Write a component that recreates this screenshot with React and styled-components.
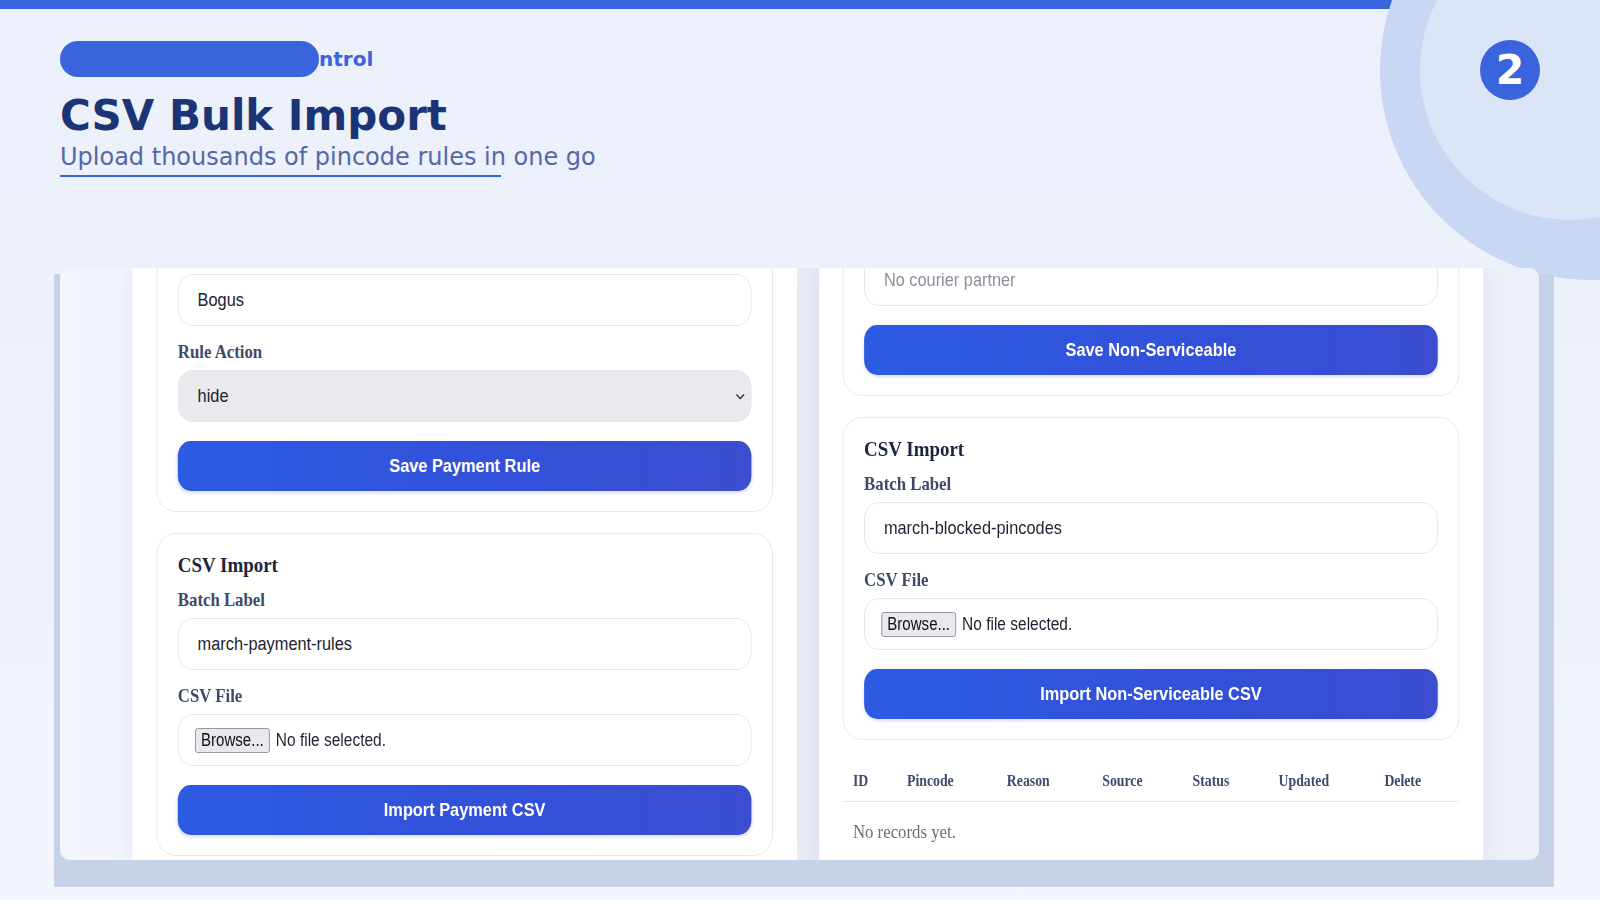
import React from 'react';
import styled, { createGlobalStyle } from 'styled-components';

// the embedded app screenshot is a little squeezed sideways in the slide
const SQUISH = 0.86;
const SHOT_W = 1479;

const GlobalStyle = createGlobalStyle`
  html, body {
    margin: 0;
    padding: 0;
  }
  body {
    width: 1600px;
    height: 900px;
    overflow: hidden;
    background: #edf1fa;
  }
`;

const Slide = styled.div`
  position: relative;
  width: 1600px;
  height: 900px;
  overflow: hidden;
  background: linear-gradient(180deg, #ebf0fa 0%, #eef2fb 55%, #f3f6fe 100%);
  font-family: 'DejaVu Sans', 'Liberation Sans', sans-serif;
`;

const TopBar = styled.div`
  height: 9px;
  background: #3a64db;
`;

const Ring = styled.div`
  position: absolute;
  left: ${(p) => p.$x - p.$r}px;
  top: ${(p) => p.$y - p.$r}px;
  width: ${(p) => p.$r * 2}px;
  height: ${(p) => p.$r * 2}px;
  border-radius: 50%;
  background: ${(p) => p.$color};
  z-index: 0;
`;

const StepBadge = styled.div`
  position: absolute;
  left: 1480px;
  top: 40px;
  width: 60px;
  height: 60px;
  border-radius: 50%;
  background: #3a64db;
  color: #fff;
  font-weight: bold;
  font-size: 41px;
  display: flex;
  align-items: center;
  justify-content: center;
  z-index: 2;
`;

const Header = styled.header`
  position: relative;
  z-index: 1;
  padding: 32px 0 0 60px;
`;

const Eyebrow = styled.div`
  display: flex;
  align-items: center;
  height: 36px;
  color: #3a64db;
  font-size: 20px;
  font-weight: bold;
`;

const Redacted = styled.span`
  width: 259px;
  height: 36px;
  border-radius: 18px;
  background: #3a64db;
`;

const Title = styled.h1`
  margin: 14px 0 0;
  font-size: 42px;
  line-height: 50px;
  font-weight: bold;
  color: #1b3476;
`;

const Subtitle = styled.p`
  margin: 1px 0 0;
  font-size: 24px;
  line-height: 30px;
  color: #5468a6;
`;

const Underline = styled.div`
  width: 441px;
  height: 2px;
  margin-top: 3px;
  background: #3a64db;
`;

const Frame = styled.div`
  position: relative;
  z-index: 1;
  display: flex;
  width: 1500px;
  height: 613px;
  margin: 97px 0 0 54px;
  background: #c6d2e7;
`;

const Shot = styled.div`
  width: ${SHOT_W}px;
  height: 592px;
  margin: -6px 0 0 6px;
  border-radius: 10px;
  overflow: hidden;
  background: #edf1f9;
`;

const Canvas = styled.div`
  display: flex;
  width: ${SHOT_W / SQUISH}px;
  height: 100%;
  transform: scaleX(${SQUISH});
  transform-origin: left top;
  background: linear-gradient(90deg, #f3f6fd 0%, #ecf0f8 100%);
`;

const Gutter = styled.div`
  flex: 0 0 ${(p) => p.$w}px;
  background: ${(p) => p.$bg || 'transparent'};
`;

const Panel = styled.div`
  flex: 0 0 ${(p) => p.$w}px;
  box-sizing: border-box;
  height: 100%;
  padding: 0 28px 0 ${(p) => p.$pl}px;
  display: flex;
  flex-direction: column;
  gap: 21px;
  background: #fff;
  box-shadow: 0 0 26px rgba(52, 78, 140, 0.1);
`;

const Card = styled.section`
  flex-shrink: 0;
  display: flex;
  flex-direction: column;
  margin-top: ${(p) => p.$offset || 0}px;
  padding: 20px 24px;
  border: 1px solid #e5e8ef;
  border-radius: 22px;
  background: #fff;
`;

const CardTitle = styled.h3`
  margin: 0 0 14px;
  font-family: 'Liberation Serif', 'Times New Roman', serif;
  font-size: 22px;
  line-height: 22px;
  font-weight: bold;
  color: #1c2540;
`;

const Label = styled.label`
  display: block;
  margin: ${(p) => (p.$first ? 0 : 16)}px 0 8px;
  font-family: 'Liberation Serif', 'Times New Roman', serif;
  font-size: 19.5px;
  line-height: 20px;
  font-weight: bold;
  color: #3f4a66;
`;

const TextInput = styled.input`
  box-sizing: border-box;
  width: 100%;
  height: 52px;
  padding: 0 22px;
  border: 1px solid #e2e6ee;
  border-radius: 17px;
  outline: none;
  background: #fff;
  font-family: 'Liberation Sans', Arial, sans-serif;
  font-size: 19px;
  color: #1d2230;

  &::placeholder {
    color: #8b909b;
  }
`;

const SelectBox = styled.div`
  box-sizing: border-box;
  height: 52px;
  padding: 0 6px 0 22px;
  display: flex;
  align-items: center;
  justify-content: space-between;
  border: 1px solid #e3e3ea;
  border-radius: 17px;
  background: #e9e9ee;
  font-family: 'Liberation Sans', Arial, sans-serif;
  font-size: 19px;
  color: #1d2230;
`;

const FileBox = styled.div`
  box-sizing: border-box;
  height: 52px;
  padding: 0 19px;
  display: flex;
  align-items: center;
  border: 1px solid #e2e6ee;
  border-radius: 17px;
  font-family: 'Liberation Sans', Arial, sans-serif;
  font-size: 18px;
  color: #1d2230;
`;

const BrowseButton = styled.span`
  height: 25px;
  box-sizing: border-box;
  padding: 0 6px;
  display: flex;
  align-items: center;
  border: 1px solid #8f8f9d;
  border-radius: 3px;
  background: #e9e9ed;
  font-size: 17.5px;
  color: #111;
  margin-right: 7px;
`;

const PrimaryButton = styled.button`
  height: 50px;
  margin-top: 19px;
  border: none;
  border-radius: 15px;
  background: linear-gradient(90deg, #2c5be2 0%, #3350d8 60%, #3b4dd0 100%);
  box-shadow: 0 2px 4px rgba(40, 70, 200, 0.18);
  color: #fff;
  font-family: 'Liberation Sans', Arial, sans-serif;
  font-size: 19px;
  font-weight: bold;
`;

const Table = styled.div`
  flex-shrink: 0;
  font-family: 'Liberation Serif', 'Times New Roman', serif;
`;

const TableRow = styled.div`
  display: grid;
  grid-template-columns: 63px 116px 111px 105px 100px 123px 1fr;
  padding-left: 12px;
  height: 40px;
  align-items: center;
  border-bottom: 1px solid #e6e9ef;
  font-size: 16px;
  font-weight: bold;
  color: #3f4a6b;
`;

const EmptyRow = styled.div`
  padding: 20px 12px;
  font-size: 19.5px;
  line-height: 20px;
  color: #6a6e78;
`;

const Chevron = () => (
  <svg width="12" height="7" viewBox="0 0 12 7">
    <polyline points="1.5,1.5 6,5.5 10.5,1.5" fill="none" stroke="#2b2f3a" strokeWidth="1.6" />
  </svg>
);

const FileField = () => (
  <FileBox>
    <BrowseButton>Browse...</BrowseButton>
    No file selected.
  </FileBox>
);

const CsvImportCard = ({ batch, action }) => (
  <Card>
    <CardTitle>CSV Import</CardTitle>
    <Label $first>Batch Label</Label>
    <TextInput readOnly value={batch} />
    <Label>CSV File</Label>
    <FileField />
    <PrimaryButton>{action}</PrimaryButton>
  </Card>
);

const columns = ['ID', 'Pincode', 'Reason', 'Source', 'Status', 'Updated', 'Delete'];

const App = () => (
  <Slide>
    <GlobalStyle />
    <TopBar />
    <Ring $x={1590} $y={70} $r={210} $color="#c8d7f4" />
    <Ring $x={1570} $y={70} $r={150} $color="#dbe5f8" />
    <StepBadge>2</StepBadge>

    <Header>
      <Eyebrow>
        <Redacted />
        ntrol
      </Eyebrow>
      <Title>CSV Bulk Import</Title>
      <Subtitle>Upload thousands of pincode rules in one go</Subtitle>
      <Underline />
    </Header>

    <Frame>
      <Shot>
        <Canvas>
          <Gutter $w={84} />
          <Panel $w={773} $pl={28}>
            <Card $offset={-15}>
              <TextInput readOnly value="Bogus" />
              <Label>Rule Action</Label>
              <SelectBox>
                hide
                <Chevron />
              </SelectBox>
              <PrimaryButton>Save Payment Rule</PrimaryButton>
            </Card>
            <CsvImportCard batch="march-payment-rules" action="Import Payment CSV" />
          </Panel>
          <Gutter $w={26} $bg="#e8ecf6" />
          <Panel $w={772} $pl={27}>
            <Card $offset={-35}>
              <TextInput readOnly placeholder="No courier partner" />
              <PrimaryButton>Save Non-Serviceable</PrimaryButton>
            </Card>
            <CsvImportCard batch="march-blocked-pincodes" action="Import Non-Serviceable CSV" />
            <Table>
              <TableRow>
                {columns.map((c) => (
                  <span key={c}>{c}</span>
                ))}
              </TableRow>
              <EmptyRow>No records yet.</EmptyRow>
            </Table>
          </Panel>
          <Gutter $w={65} />
        </Canvas>
      </Shot>
    </Frame>
  </Slide>
);

export default App;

============

• What to work on: Copy every line in the listing above where the string "React" turns up.

• Result for this task:
Write a component that recreates this screenshot with React and styled-components.
import React from 'react';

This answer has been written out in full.